## EXERCISE PROMPT
Repeat the material below exactly, with no pictures.

## SUPPLIED INFORMATION
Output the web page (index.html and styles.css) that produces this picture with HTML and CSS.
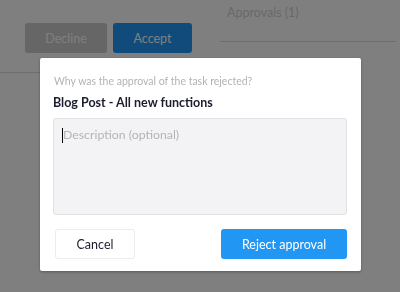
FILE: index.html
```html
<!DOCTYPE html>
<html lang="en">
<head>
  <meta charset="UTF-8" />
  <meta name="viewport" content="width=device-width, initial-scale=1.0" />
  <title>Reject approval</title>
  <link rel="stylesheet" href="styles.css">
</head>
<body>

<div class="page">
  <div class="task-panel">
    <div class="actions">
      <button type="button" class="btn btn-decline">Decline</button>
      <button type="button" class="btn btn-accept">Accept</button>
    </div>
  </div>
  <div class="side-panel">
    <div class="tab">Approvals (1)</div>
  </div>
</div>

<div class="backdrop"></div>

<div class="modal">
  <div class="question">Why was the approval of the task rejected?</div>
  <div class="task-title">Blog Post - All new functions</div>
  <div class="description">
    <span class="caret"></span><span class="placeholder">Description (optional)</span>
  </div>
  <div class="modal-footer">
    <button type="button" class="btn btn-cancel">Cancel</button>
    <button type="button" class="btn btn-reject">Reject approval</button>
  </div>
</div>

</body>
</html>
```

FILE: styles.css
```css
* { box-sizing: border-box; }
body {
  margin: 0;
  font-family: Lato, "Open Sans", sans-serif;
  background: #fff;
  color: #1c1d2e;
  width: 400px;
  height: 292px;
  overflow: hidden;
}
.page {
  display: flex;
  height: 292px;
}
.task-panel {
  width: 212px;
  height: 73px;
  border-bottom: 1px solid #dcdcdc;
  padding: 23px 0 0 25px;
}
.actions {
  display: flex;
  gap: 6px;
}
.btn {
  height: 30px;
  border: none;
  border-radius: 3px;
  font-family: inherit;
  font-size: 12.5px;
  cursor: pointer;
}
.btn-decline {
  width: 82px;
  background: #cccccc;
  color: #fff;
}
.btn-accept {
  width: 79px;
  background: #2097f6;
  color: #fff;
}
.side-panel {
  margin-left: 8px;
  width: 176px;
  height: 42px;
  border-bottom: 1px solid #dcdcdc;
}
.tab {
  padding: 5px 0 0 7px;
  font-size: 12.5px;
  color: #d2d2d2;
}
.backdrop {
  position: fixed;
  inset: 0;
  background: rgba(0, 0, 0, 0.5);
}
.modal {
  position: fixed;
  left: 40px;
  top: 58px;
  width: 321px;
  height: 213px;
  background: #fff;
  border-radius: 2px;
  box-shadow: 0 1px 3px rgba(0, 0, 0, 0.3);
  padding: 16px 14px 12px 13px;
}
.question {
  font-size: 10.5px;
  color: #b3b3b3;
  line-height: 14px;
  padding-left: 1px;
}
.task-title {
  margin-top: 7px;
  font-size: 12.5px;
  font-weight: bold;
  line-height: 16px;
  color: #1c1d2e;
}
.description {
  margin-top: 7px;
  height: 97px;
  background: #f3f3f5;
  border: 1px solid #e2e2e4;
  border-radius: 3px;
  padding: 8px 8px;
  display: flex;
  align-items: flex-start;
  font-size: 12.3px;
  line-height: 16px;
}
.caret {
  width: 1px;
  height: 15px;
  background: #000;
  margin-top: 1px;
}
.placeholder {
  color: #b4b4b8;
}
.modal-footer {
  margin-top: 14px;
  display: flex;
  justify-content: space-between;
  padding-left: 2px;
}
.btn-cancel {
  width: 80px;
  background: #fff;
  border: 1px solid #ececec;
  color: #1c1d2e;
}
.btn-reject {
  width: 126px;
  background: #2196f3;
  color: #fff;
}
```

## ANSWER TO THE EXERCISE
Output the web page (index.html and styles.css) that produces this picture with HTML and CSS.
FILE: index.html
```html
<!DOCTYPE html>
<html lang="en">
<head>
  <meta charset="UTF-8" />
  <meta name="viewport" content="width=device-width, initial-scale=1.0" />
  <title>Reject approval</title>
  <link rel="stylesheet" href="styles.css">
</head>
<body>

<div class="page">
  <div class="task-panel">
    <div class="actions">
      <button type="button" class="btn btn-decline">Decline</button>
      <button type="button" class="btn btn-accept">Accept</button>
    </div>
  </div>
  <div class="side-panel">
    <div class="tab">Approvals (1)</div>
  </div>
</div>

<div class="backdrop"></div>

<div class="modal">
  <div class="question">Why was the approval of the task rejected?</div>
  <div class="task-title">Blog Post - All new functions</div>
  <div class="description">
    <span class="caret"></span><span class="placeholder">Description (optional)</span>
  </div>
  <div class="modal-footer">
    <button type="button" class="btn btn-cancel">Cancel</button>
    <button type="button" class="btn btn-reject">Reject approval</button>
  </div>
</div>

</body>
</html>
```

FILE: styles.css
```css
* { box-sizing: border-box; }
body {
  margin: 0;
  font-family: Lato, "Open Sans", sans-serif;
  background: #fff;
  color: #1c1d2e;
  width: 400px;
  height: 292px;
  overflow: hidden;
}
.page {
  display: flex;
  height: 292px;
}
.task-panel {
  width: 212px;
  height: 73px;
  border-bottom: 1px solid #dcdcdc;
  padding: 23px 0 0 25px;
}
.actions {
  display: flex;
  gap: 6px;
}
.btn {
  height: 30px;
  border: none;
  border-radius: 3px;
  font-family: inherit;
  font-size: 12.5px;
  cursor: pointer;
}
.btn-decline {
  width: 82px;
  background: #cccccc;
  color: #fff;
}
.btn-accept {
  width: 79px;
  background: #2097f6;
  color: #fff;
}
.side-panel {
  margin-left: 8px;
  width: 176px;
  height: 42px;
  border-bottom: 1px solid #dcdcdc;
}
.tab {
  padding: 5px 0 0 7px;
  font-size: 12.5px;
  color: #d2d2d2;
}
.backdrop {
  position: fixed;
  inset: 0;
  background: rgba(0, 0, 0, 0.5);
}
.modal {
  position: fixed;
  left: 40px;
  top: 58px;
  width: 321px;
  height: 213px;
  background: #fff;
  border-radius: 2px;
  box-shadow: 0 1px 3px rgba(0, 0, 0, 0.3);
  padding: 16px 14px 12px 13px;
}
.question {
  font-size: 10.5px;
  color: #b3b3b3;
  line-height: 14px;
  padding-left: 1px;
}
.task-title {
  margin-top: 7px;
  font-size: 12.5px;
  font-weight: bold;
  line-height: 16px;
  color: #1c1d2e;
}
.description {
  margin-top: 7px;
  height: 97px;
  background: #f3f3f5;
  border: 1px solid #e2e2e4;
  border-radius: 3px;
  padding: 8px 8px;
  display: flex;
  align-items: flex-start;
  font-size: 12.3px;
  line-height: 16px;
}
.caret {
  width: 1px;
  height: 15px;
  background: #000;
  margin-top: 1px;
}
.placeholder {
  color: #b4b4b8;
}
.modal-footer {
  margin-top: 14px;
  display: flex;
  justify-content: space-between;
  padding-left: 2px;
}
.btn-cancel {
  width: 80px;
  background: #fff;
  border: 1px solid #ececec;
  color: #1c1d2e;
}
.btn-reject {
  width: 126px;
  background: #2196f3;
  color: #fff;
}
```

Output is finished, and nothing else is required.